Students will also get their OSHA-10, First Aid CPR for construction, forklift operator certification, an introduction to environmental site assessments, confined space training, heavy equipment operator certification, asbestos awareness, lead-based paint awareness and certification, and environmental career information and planning.
“Some, if they choose, are going to then pursue their commercial driver’s license, in addition to all of that,” Dalton said. “They will have their CDL and be able to transport hazardous waste.”
Dalton said BTI will tailor trainings at the academy toward environmental and hazardous waste.
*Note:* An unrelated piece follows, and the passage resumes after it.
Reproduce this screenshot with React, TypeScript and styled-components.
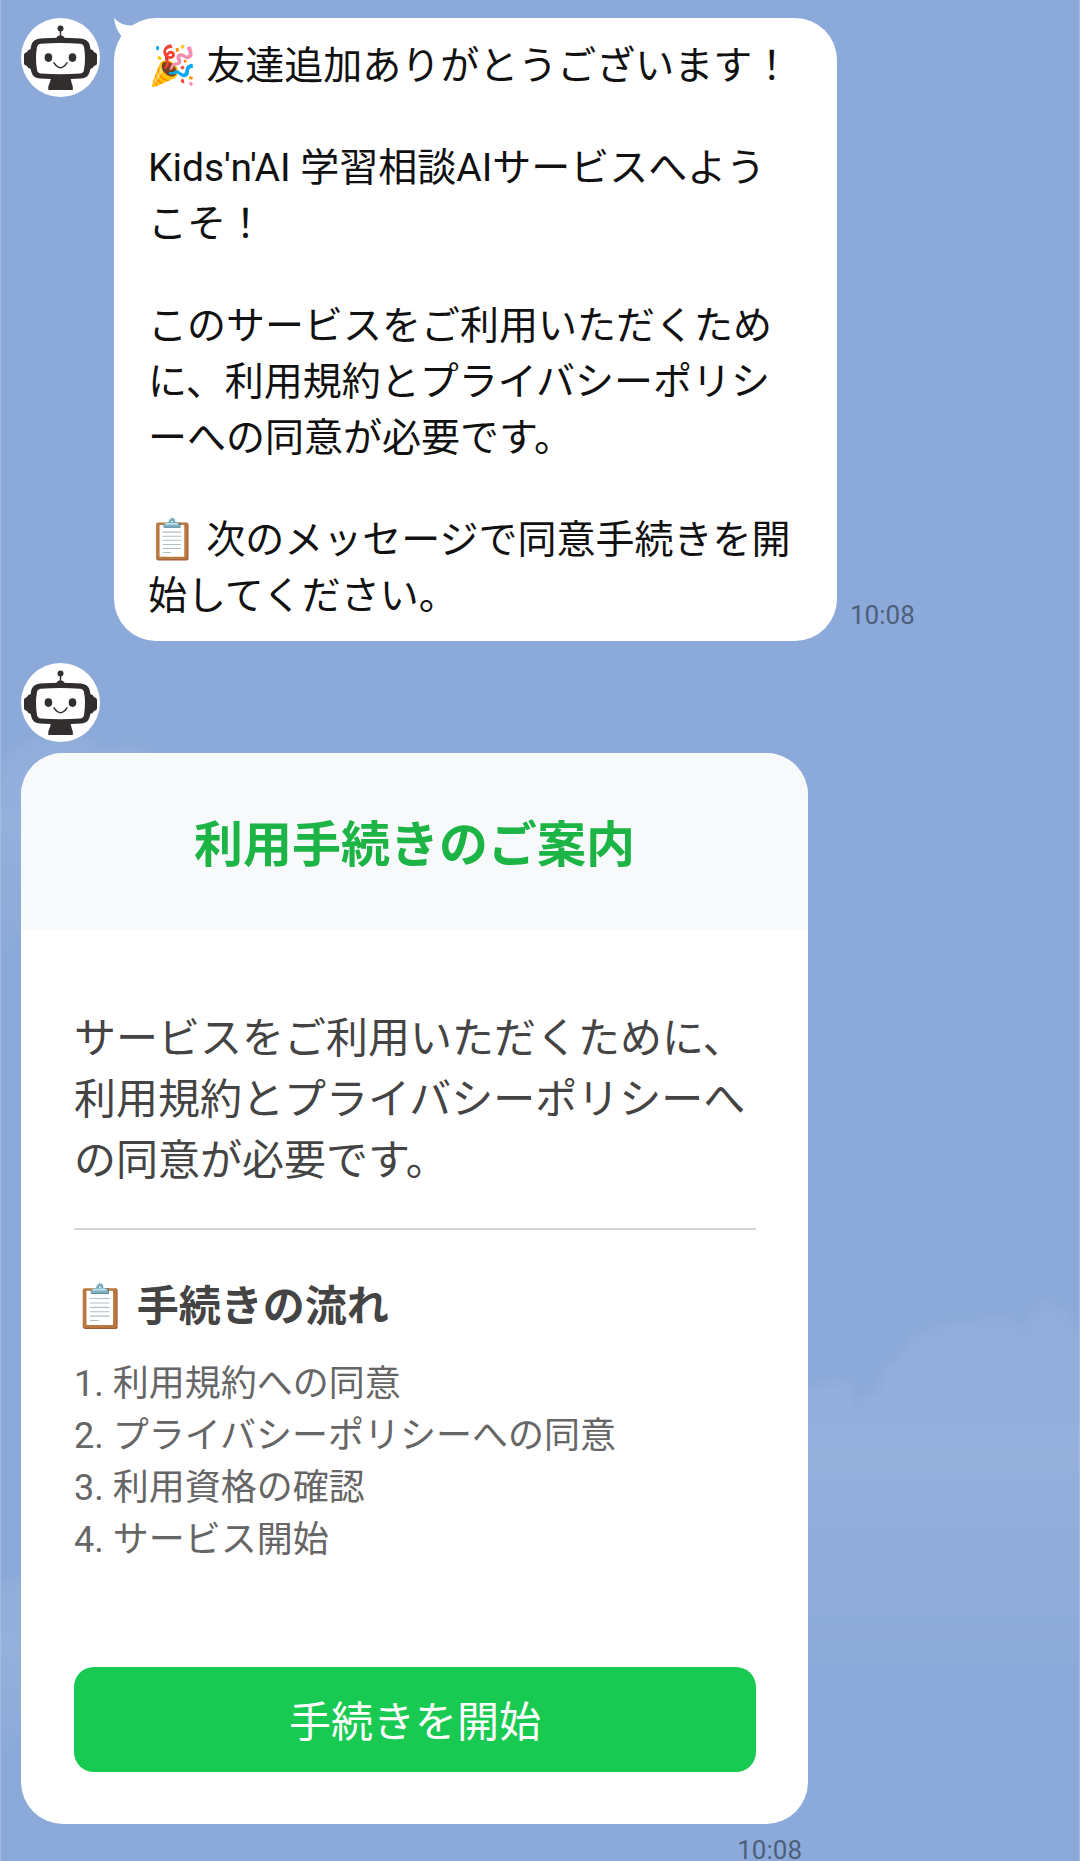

The goal is to have 60 students certified to run heavy equipment and oversee construction techniques during Brownfield cleanups.
“They are going to graduate with all of these stackable skills and be ready to enter the workforce job ready,” Dalton said.
There is high demand for such workers now, he said.
Dalton said BTI is trying to attract traditionally underrepresented people for the academies, including those living in rural communities, minorities, and people who had a traditional lack of access to this kind of training or traditionally underrepresented in these types of jobs.
The training is focused on students in Polk, Marion, Linn, Benton, Crook, Jefferson and Deschutes counties, specifically tribal members and low-income and unemployed individuals, according to a press release from the EPA.
“We’re pretty excited about it,” Dalton said. “I think it ties a lot of things together that we do as far as focusing on the skill trades and the Brownfield curriculum.”
Local projects
BTI is currently working on a Brownfield project at the Central Building in Baker City, the former Baker High School building on the Baker Middle School campus near Washington Avenue and Fourth Street.
BTI is also working with the city of Umatilla on a Brownfield project in that city.
BTI also has received a $600,000 EPA Community Wide Assessment Grant designed for the cities of La Grande and Baker City.
“What we do is, we identify properties and work with property owners to do a phase one or phase two EPA assessment to determine if they have hazardous building materials or if there’s some sort of Brownfield-related issue with their property,” Dalton said.
He said BTI is assessing properties in both cities now.
Past projects
The Brownfield clean up program started about a decade ago when the owners of a Baker City property, contaminated by petroleum products, donated the property to the Baker School District.
The district received a $200,000 federal grant to clean up the property, which was the site of a former machine shop. After the clean up, which students participated in, the district sold the property for $45,000.
Later the district did a similar project at the Odd Fellows Building on Main Street, parts of which were contamined by lead and asbestos.